Go through the data below and gather each line containing "styles".

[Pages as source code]
● ● ●
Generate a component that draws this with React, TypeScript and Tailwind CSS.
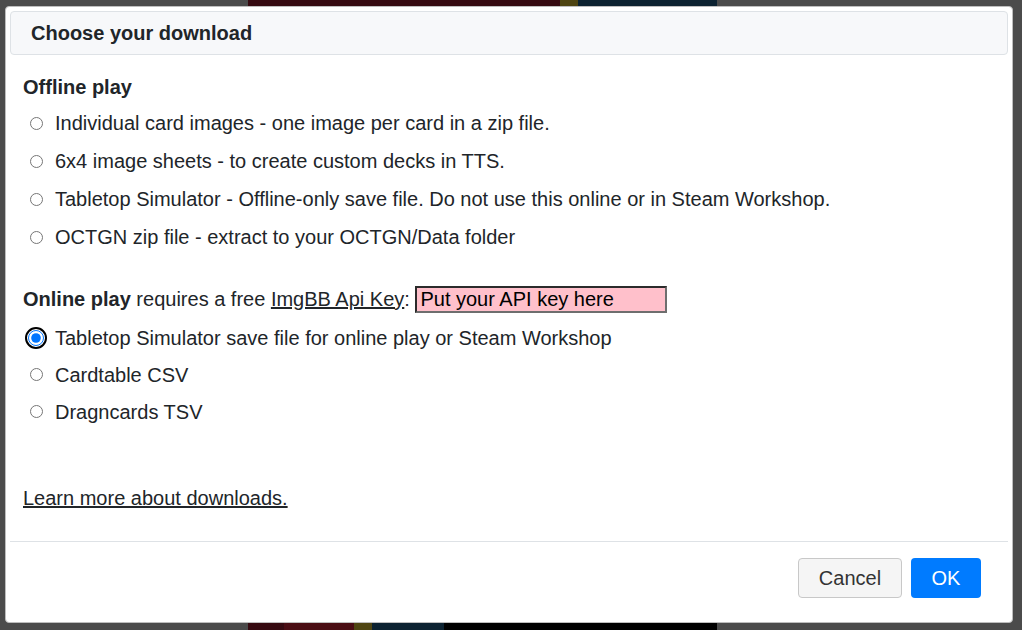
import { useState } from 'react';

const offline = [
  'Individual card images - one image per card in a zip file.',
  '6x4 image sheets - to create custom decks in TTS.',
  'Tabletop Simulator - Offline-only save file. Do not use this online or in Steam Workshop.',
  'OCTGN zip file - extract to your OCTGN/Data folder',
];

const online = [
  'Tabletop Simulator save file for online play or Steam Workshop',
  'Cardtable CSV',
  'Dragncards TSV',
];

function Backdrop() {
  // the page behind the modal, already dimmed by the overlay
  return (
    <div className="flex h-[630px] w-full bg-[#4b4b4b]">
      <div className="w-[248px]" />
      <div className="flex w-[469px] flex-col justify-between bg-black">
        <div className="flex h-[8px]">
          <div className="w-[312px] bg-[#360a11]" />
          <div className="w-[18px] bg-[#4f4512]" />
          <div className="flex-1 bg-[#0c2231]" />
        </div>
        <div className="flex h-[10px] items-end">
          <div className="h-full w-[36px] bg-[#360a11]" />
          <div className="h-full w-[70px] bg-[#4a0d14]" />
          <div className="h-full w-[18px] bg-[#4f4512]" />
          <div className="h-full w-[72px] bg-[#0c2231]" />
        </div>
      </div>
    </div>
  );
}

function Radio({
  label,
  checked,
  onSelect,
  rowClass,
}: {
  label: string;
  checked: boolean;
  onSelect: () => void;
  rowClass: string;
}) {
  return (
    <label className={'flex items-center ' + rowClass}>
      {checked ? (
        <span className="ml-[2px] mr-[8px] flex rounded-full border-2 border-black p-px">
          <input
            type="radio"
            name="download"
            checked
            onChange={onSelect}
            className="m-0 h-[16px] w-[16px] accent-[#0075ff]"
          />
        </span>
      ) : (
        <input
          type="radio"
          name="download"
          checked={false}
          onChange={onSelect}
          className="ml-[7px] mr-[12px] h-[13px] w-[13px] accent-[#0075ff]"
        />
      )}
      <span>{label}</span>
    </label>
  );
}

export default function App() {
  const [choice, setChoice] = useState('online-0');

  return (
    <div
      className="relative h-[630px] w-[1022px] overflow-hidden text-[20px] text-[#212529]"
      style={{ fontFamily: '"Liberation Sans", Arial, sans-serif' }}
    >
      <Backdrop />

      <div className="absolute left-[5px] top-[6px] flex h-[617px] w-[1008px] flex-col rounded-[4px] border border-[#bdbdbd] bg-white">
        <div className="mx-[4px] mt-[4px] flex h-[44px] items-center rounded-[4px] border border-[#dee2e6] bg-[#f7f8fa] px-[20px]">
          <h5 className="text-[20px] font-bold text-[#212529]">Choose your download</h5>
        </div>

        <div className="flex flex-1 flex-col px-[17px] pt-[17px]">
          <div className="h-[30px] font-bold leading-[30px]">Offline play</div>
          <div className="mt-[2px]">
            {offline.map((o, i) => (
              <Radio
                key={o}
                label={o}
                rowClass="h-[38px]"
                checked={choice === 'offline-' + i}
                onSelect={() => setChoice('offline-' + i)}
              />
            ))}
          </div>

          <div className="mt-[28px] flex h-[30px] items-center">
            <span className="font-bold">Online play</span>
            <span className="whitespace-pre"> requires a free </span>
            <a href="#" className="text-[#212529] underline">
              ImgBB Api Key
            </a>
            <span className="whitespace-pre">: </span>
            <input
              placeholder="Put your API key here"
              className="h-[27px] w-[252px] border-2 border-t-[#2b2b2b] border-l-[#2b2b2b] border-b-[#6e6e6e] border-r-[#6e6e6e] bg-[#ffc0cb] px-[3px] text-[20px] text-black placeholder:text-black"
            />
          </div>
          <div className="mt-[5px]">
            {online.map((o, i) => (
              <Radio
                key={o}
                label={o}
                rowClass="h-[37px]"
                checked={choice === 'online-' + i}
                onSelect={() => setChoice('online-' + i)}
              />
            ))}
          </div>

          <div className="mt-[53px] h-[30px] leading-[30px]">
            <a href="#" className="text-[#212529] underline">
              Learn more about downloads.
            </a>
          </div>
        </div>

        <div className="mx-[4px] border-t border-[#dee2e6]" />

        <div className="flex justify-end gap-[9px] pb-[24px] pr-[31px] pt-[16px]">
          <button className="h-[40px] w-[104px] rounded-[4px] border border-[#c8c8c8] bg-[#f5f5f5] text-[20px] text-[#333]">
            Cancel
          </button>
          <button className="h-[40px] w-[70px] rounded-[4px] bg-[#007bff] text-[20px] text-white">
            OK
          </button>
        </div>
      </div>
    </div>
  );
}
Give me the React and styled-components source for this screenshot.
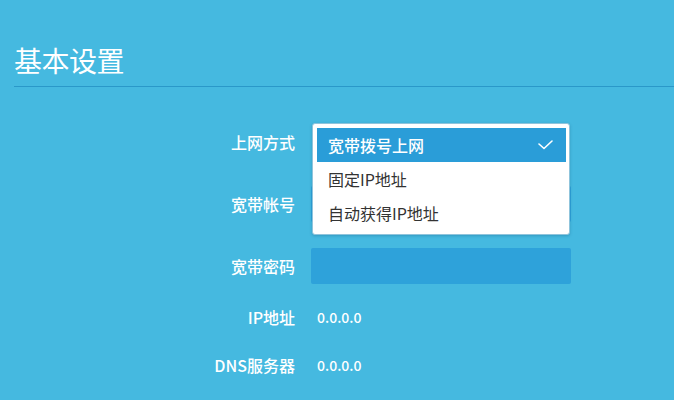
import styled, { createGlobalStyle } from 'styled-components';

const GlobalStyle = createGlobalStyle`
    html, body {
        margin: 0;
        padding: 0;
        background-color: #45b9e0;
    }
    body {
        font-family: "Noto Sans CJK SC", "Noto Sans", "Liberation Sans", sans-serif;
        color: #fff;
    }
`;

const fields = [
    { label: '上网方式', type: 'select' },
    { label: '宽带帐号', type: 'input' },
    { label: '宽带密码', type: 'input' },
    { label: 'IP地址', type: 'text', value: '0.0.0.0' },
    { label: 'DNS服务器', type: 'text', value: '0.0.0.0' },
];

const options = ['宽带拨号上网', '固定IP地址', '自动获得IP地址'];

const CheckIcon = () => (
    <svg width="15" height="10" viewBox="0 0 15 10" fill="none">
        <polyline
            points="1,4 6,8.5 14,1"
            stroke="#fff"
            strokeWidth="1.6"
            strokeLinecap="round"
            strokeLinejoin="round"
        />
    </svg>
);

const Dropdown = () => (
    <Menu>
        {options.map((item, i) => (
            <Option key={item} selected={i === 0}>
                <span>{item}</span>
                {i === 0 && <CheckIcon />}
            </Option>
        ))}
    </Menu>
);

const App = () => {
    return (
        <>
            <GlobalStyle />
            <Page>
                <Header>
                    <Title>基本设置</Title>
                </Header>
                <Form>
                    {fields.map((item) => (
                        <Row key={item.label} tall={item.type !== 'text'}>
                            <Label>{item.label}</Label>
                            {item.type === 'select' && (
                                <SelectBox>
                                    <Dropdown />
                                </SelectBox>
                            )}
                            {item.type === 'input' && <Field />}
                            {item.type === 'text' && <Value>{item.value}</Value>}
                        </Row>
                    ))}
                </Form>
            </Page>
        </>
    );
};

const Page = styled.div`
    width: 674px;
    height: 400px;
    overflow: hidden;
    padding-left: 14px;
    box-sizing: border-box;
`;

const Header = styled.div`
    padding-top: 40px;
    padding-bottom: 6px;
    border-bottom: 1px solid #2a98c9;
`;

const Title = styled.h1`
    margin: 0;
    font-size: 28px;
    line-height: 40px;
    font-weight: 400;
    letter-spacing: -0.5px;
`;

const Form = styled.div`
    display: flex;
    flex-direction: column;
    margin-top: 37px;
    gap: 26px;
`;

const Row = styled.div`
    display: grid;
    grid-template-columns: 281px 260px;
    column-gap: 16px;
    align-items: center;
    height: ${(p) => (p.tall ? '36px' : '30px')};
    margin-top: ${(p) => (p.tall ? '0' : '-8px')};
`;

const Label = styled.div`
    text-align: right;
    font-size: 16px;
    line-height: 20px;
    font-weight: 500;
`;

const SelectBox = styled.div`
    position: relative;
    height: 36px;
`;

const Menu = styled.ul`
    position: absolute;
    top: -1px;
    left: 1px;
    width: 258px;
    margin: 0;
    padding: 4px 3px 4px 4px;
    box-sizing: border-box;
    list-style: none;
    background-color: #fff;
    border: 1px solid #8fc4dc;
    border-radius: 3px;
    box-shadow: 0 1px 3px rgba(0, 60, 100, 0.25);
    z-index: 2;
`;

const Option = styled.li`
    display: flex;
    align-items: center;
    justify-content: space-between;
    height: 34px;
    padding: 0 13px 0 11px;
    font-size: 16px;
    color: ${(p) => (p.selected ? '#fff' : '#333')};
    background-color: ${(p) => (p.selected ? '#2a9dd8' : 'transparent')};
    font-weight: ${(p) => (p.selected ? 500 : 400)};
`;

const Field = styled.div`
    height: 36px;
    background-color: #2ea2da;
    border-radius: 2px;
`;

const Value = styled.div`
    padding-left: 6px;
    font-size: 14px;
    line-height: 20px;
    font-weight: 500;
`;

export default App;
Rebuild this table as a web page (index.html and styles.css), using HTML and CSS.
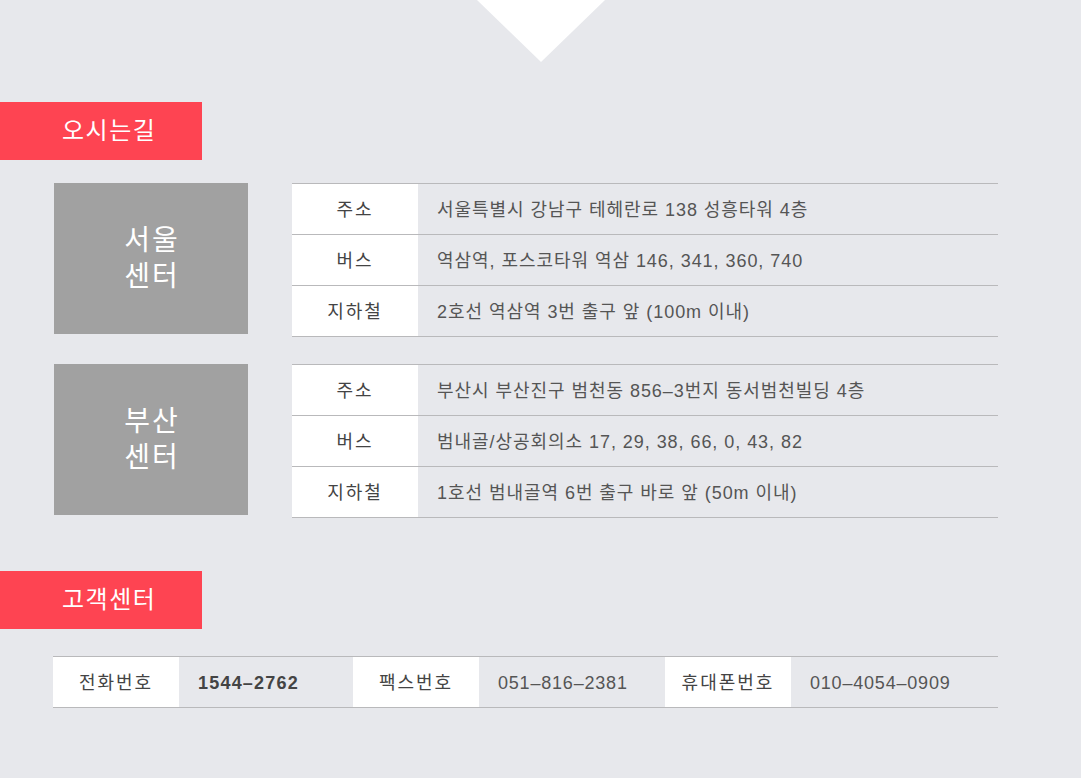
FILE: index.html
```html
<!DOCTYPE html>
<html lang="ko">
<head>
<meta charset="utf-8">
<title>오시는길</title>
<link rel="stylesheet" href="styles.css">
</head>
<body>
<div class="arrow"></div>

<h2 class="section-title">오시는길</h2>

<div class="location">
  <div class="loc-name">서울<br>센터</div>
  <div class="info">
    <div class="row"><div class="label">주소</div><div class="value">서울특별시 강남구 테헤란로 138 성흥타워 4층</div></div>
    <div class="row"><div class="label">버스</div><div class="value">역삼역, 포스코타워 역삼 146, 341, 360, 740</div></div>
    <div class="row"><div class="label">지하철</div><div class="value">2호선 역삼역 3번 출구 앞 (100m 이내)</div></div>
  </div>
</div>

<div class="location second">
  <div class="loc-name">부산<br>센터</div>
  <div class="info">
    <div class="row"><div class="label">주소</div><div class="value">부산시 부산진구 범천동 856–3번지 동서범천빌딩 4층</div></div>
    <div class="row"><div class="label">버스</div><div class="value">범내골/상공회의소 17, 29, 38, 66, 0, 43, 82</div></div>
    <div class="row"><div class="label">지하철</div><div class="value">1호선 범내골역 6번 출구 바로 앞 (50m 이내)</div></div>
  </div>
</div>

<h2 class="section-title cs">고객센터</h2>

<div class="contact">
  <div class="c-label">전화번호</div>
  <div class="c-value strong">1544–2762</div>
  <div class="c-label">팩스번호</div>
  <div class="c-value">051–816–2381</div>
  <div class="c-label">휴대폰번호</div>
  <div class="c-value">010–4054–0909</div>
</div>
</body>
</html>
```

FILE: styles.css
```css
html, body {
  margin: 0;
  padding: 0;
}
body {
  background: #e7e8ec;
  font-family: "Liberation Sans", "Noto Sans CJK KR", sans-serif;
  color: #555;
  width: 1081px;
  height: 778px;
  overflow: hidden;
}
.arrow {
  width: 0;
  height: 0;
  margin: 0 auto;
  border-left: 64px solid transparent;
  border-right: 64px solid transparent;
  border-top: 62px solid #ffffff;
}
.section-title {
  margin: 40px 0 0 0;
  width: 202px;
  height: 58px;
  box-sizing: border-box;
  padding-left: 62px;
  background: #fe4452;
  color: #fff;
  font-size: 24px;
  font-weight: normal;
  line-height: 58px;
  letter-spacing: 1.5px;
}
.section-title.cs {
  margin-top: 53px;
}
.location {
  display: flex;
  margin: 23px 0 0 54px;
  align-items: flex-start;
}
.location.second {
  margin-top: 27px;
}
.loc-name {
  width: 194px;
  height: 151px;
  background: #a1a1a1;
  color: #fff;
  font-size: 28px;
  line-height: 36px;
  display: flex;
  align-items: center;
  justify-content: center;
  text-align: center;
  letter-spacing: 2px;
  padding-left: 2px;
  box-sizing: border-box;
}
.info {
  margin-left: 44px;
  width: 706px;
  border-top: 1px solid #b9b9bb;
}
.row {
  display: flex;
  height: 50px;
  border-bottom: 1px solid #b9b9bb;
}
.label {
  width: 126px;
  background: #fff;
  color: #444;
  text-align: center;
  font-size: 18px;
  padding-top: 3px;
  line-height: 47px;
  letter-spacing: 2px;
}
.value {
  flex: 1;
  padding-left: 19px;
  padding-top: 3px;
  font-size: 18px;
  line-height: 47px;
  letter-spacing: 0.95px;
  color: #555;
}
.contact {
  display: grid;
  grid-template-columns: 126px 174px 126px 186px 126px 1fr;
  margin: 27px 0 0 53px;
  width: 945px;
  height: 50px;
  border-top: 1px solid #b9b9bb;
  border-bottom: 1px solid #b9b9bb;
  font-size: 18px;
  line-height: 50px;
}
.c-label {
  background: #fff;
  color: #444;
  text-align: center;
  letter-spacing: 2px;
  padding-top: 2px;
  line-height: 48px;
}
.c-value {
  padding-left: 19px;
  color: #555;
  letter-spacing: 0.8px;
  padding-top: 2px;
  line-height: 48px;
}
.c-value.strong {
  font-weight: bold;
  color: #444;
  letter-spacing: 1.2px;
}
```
● ● ●
The solution —
Rebuild this table as a web page (index.html and styles.css), using HTML and CSS.
<link rel="stylesheet" href="styles.css">
FILE: styles.css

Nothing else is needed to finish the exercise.